Gli Stati Uniti contro Billie Holiday, la recensione
Gli Stati Uniti contro Billie Holiday propone un messaggio troppo diretto e un intreccio troppo convenzionale. La recensione
Lee Daniels non è un regista che va per il sottile. Se film come Precious e The Butler non lo avevano reso abbastanza chiaro, a togliere ogni dubbio è Gli Stati Uniti contro Billie Holiday, biopic sulla celebre cantante statunitense. Si inizia con una didascalia che ci informa di come nel 1937 era stato proposto un emendamento per vietare il linciaggio contro gli afroamericani, ma non era stato approvato. Si chiude con un’altra sul fatto che lo stesso sia accaduto nel febbraio 2020 e che dunque tutt’oggi una legge contro il linciaggio non sia ancora in vigore negli Stati Uniti. Quello che vediamo nel mezzo non è altro che un manifesto di denuncia questa situazione, a discapito del racconto e del personaggio principale.
C’è dunque un tema molto forte alle radici del racconto (la caparbia e feroce persecuzione degli afroamericani) cui il regista piega la parabola della protagonista, veicolo per renderli manifesti. Holiday (interpretata da Andra Day, cantante al debutto come attrice e nominata come Miglior Attrice Protagonista agli Oscar 2021) è paladina dei diritti degli afroamericani, non rinuncia a proporre Strange Fruit ai concerti nonostante i mille impedimenti, la sua precoce morte lascia in eredità un brano tramandato alle successive generazioni come simbolo del linciaggio stesso. Gli angoli spigosi della sua figura vengono via via smussati per arrivare alla celebrazione finale, le sue dichiarazioni sono spesso cariche di istanze e di sentenze.

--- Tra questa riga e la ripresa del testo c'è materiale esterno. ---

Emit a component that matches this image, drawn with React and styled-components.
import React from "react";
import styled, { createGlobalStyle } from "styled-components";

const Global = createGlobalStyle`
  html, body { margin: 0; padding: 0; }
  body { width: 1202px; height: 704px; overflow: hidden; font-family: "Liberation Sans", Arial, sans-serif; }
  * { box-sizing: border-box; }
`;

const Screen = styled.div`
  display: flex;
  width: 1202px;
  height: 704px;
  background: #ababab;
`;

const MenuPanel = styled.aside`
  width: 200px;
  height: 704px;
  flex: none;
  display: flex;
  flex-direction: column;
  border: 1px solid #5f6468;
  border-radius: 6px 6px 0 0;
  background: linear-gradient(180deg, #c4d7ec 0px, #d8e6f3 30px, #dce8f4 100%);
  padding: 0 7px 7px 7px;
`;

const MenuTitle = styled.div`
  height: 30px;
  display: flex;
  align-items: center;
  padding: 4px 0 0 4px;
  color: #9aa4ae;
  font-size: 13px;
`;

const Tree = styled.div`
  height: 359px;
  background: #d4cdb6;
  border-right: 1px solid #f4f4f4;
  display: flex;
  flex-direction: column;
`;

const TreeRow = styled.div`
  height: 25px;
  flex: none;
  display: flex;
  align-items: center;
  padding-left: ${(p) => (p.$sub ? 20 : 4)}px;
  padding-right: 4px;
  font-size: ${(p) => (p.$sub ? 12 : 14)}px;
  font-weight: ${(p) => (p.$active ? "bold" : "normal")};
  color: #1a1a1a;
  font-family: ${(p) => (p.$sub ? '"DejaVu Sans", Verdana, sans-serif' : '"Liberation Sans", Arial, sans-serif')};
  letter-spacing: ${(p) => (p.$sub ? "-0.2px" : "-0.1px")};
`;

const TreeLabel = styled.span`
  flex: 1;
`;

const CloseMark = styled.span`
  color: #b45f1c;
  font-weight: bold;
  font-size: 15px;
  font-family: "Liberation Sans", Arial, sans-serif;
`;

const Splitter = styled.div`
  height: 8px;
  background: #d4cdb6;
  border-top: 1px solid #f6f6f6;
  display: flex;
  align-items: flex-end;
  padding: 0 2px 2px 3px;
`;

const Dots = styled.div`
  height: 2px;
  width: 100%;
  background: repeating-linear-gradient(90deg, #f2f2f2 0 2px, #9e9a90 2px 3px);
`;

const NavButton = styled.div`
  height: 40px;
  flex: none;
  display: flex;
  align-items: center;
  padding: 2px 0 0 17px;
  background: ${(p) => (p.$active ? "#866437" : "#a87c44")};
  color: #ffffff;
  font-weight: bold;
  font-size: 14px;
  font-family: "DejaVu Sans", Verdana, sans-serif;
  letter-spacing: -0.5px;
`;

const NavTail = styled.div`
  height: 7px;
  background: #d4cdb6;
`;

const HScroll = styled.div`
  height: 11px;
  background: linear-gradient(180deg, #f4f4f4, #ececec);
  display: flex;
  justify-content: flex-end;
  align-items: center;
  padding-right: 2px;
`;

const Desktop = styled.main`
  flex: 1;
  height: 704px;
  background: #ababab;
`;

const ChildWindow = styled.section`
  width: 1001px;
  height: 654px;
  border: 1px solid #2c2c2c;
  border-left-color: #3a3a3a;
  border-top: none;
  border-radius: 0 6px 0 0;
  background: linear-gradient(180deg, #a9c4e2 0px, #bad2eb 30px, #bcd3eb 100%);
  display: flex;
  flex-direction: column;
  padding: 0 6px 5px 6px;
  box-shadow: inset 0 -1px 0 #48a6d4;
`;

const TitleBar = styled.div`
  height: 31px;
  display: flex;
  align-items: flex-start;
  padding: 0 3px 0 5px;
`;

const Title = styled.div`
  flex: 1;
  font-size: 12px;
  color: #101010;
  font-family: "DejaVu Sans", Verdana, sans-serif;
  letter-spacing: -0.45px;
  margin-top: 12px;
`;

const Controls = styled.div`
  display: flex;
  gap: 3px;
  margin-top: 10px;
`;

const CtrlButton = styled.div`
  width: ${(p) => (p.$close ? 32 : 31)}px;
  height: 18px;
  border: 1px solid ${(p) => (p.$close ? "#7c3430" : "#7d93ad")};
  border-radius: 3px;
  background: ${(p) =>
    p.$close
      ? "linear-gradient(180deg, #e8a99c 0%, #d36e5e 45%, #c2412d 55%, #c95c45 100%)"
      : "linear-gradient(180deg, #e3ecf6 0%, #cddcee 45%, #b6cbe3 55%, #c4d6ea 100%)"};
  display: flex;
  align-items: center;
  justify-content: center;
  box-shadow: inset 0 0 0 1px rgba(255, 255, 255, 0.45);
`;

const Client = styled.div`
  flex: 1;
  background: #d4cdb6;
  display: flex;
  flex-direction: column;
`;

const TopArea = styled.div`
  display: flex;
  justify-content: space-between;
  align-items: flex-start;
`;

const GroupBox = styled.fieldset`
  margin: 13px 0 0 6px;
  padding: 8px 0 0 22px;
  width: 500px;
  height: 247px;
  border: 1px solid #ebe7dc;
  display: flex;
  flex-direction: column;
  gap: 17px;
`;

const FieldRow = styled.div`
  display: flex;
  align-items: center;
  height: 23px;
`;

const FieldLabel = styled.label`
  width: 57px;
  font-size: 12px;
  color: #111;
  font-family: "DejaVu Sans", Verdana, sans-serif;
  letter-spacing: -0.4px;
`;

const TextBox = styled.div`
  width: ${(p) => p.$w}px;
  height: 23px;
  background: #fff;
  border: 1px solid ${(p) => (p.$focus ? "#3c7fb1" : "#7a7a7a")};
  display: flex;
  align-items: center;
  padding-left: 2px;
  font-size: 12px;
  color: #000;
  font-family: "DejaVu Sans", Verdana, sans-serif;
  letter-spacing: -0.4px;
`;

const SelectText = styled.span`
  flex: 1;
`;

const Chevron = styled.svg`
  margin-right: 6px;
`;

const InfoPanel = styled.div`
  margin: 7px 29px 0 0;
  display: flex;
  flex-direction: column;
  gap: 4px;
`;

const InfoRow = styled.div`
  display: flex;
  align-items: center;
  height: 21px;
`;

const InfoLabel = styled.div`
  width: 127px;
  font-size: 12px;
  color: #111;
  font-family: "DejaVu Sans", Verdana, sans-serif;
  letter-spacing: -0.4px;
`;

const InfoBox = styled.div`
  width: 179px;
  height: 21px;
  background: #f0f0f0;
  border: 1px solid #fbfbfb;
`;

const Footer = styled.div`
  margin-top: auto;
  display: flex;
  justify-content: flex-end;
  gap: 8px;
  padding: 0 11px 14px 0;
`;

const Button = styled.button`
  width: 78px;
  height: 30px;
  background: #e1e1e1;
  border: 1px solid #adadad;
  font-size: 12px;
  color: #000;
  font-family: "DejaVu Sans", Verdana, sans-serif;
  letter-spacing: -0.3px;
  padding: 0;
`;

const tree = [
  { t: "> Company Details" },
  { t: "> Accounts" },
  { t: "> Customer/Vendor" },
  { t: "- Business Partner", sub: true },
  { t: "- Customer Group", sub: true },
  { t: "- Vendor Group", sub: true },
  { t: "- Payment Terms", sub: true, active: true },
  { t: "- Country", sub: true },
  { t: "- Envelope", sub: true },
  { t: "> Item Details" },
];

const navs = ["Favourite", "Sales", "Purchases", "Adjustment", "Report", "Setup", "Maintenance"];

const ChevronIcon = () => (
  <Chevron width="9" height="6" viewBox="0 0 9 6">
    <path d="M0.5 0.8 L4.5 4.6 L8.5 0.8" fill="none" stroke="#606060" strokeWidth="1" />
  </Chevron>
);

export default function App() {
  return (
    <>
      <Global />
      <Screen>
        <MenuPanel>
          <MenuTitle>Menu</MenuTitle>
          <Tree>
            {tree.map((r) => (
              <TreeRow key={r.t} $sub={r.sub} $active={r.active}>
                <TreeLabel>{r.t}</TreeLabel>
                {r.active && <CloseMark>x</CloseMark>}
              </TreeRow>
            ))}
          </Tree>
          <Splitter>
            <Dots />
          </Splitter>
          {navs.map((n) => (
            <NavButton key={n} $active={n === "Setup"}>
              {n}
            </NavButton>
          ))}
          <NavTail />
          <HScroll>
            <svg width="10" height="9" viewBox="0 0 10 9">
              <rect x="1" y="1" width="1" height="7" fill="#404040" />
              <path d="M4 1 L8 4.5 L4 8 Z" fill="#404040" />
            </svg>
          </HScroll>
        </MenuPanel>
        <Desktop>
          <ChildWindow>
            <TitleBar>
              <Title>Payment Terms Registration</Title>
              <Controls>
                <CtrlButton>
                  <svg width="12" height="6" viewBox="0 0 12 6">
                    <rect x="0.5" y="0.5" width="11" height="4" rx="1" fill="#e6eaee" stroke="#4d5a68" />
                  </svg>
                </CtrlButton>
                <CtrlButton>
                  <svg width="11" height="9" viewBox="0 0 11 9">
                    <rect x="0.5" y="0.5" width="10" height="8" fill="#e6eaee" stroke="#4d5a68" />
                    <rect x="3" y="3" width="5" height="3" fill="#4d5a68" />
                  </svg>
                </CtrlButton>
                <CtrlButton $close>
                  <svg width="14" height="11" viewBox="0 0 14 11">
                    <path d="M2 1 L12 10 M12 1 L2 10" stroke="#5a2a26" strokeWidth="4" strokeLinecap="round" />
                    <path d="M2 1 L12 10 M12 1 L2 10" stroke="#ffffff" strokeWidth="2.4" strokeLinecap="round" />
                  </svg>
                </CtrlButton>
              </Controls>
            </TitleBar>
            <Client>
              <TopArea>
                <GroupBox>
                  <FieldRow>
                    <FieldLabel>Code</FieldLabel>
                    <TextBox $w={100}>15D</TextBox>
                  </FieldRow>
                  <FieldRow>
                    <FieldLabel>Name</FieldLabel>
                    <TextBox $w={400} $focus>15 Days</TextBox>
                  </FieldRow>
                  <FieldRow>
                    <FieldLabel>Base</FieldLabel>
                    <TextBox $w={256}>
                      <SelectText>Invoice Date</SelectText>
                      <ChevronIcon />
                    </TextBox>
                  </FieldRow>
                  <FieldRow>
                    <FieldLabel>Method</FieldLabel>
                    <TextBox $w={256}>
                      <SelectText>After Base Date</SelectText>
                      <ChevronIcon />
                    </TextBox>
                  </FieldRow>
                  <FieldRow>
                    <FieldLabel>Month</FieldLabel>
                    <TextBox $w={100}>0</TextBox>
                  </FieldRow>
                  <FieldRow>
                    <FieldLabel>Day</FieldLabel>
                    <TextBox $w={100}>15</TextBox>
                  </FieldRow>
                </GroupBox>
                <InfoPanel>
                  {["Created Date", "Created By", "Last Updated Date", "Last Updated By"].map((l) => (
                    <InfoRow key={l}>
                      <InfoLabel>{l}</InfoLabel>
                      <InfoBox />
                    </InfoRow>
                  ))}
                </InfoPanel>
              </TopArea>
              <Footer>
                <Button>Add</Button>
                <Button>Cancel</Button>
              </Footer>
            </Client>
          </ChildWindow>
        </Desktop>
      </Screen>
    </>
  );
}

Allo stesso modo, l’intreccio del film, basandosi fedelmente sulla biografia di Holiday, non prevede uno sviluppo avvincente, bensì fa susseguire lunghe scene di varie esibizioni della protagonista (in questo senso, notevole la performance di Andra Day) alle sue vicende sentimentali e private. Ai margini, scorgiamo alcuni spunti interessanti: il fatto che lei, come la madre dell’agente Fletcher, ricorra a domestici afroamericani, o che spesso erano gli stessi afroamericani a chiederle di smettere di cantare Strange Fruit per salvarsi la pelle. Tutto questo però resta ai margini, perché a Daniels non interessa mettere in discussione la propria comunità, proporre un punto di vista inedito, ma solo portare avanti il proprio discorso. Vorrebbe portare nuova luce su eventi e personaggi del suo Paese, come la cattiva condotta dell’FBI e i legami diretti col presidente Kennedy, eppure non sono certo temi nuovi né sono convincenti i modi così diretti in cui vengono pronunciati.
Per mettersi al servizio della storia, il regista propone qui uno stile molto controllato, che si caratterizza solamente per una fotografia giocata su contrasti di colore per richiamare la condizione di allucinazione in cui spesso si trova la protagonista, che però non è mai veramente funzionale alla narrazione. Siamo allora più dalle parti di The Butler, in cui nuovamente la Storia dei diritti degli afroamericani schiaccia la storia del maggiordomo alla Casa Bianca. In Gli Stati Uniti contro Billie Holiday solo in una breve passaggio questo rapporto cambia, avvicinandosi di più a Precious. Con un suggestivo piano sequenza, siamo trasportati nell’infanzia della protagonista, scoprendo come le questioni al centro del film (l’abuso di droga e il linciaggio) riguardino direttamente il suo passato e la sua famiglia. Lì, per un momento, spostandosi dal versante pubblico a quello privato, il film dà finalmente spessore al personaggio, lo mette al centro, raccontando per la prima volta la sua difficile esperienza con una certa crudezza. Ma è troppo poco.